Learning Rate Scheduling
The learning rate is the most important hyperparameter. Too high and training diverges; too low and training is painfully slow. Learning rate schedulers adjust the rate during training:
- Step decay: Reduce the learning rate by a factor at predetermined epochs (e.g., divide by 10 at epoch 30 and 60).
- Cosine annealing: Smoothly decrease the learning rate following a cosine curve. Popular for Transformers.
- Warmup: Start with a very small learning rate and linearly increase it for the first few thousand steps. Prevents early instability, especially with Adam.
- One-cycle policy: Increase the learning rate to a maximum, then decrease it below the initial rate. Often achieves fast convergence and good generalization.
- Reduce on plateau: Monitor validation loss and reduce the learning rate when it stops improving.
Practical Tips
- Start with Adam, lr=3e-4 for most deep learning experiments. This is a reliable default.
- Use learning rate warmup for Transformers and when training with large batch sizes.
- Monitor training curves. If the loss oscillates wildly, reduce the learning rate. If it plateaus early, the learning rate may be too low or the model too small.
- Use weight decay (0.01 is a common default) with AdamW for regularization.
- Try learning rate finder. Sweep the learning rate from very small to very large over one epoch and plot loss vs. learning rate. The optimal initial learning rate is just before the loss starts increasing.
- Do not over-tune the optimizer. Spending time on data quality, augmentation, and architecture usually yields bigger gains than optimizing optimizer hyperparameters.

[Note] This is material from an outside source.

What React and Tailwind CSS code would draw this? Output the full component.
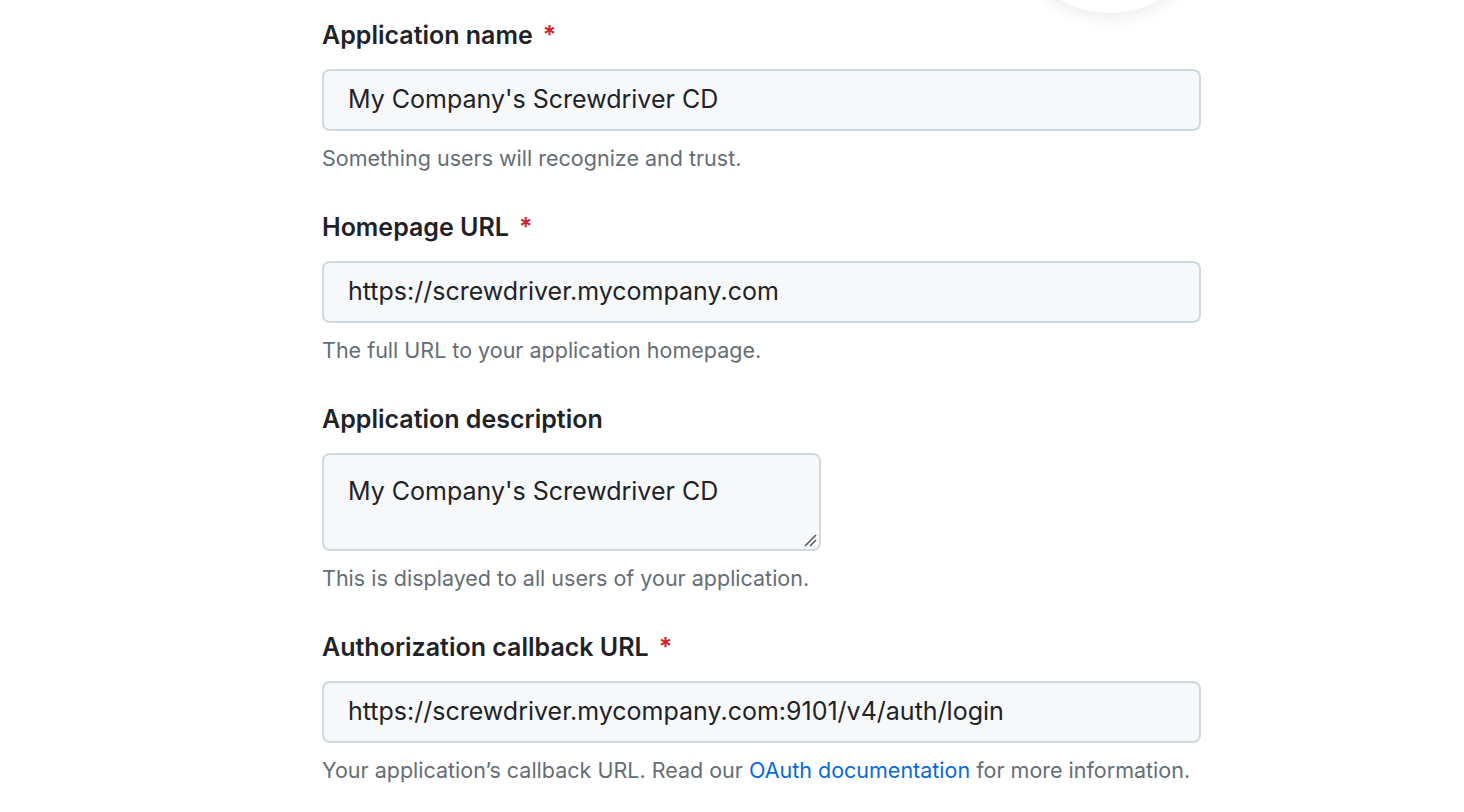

The optimizer is the engine that drives training. Understanding how SGD, Adam, and their variants navigate the loss landscape gives you the intuition to debug training issues and make informed decisions about deep learning training configurations. While the choice of optimizer matters, remember that data, architecture, and regularization typically have a larger impact on final performance.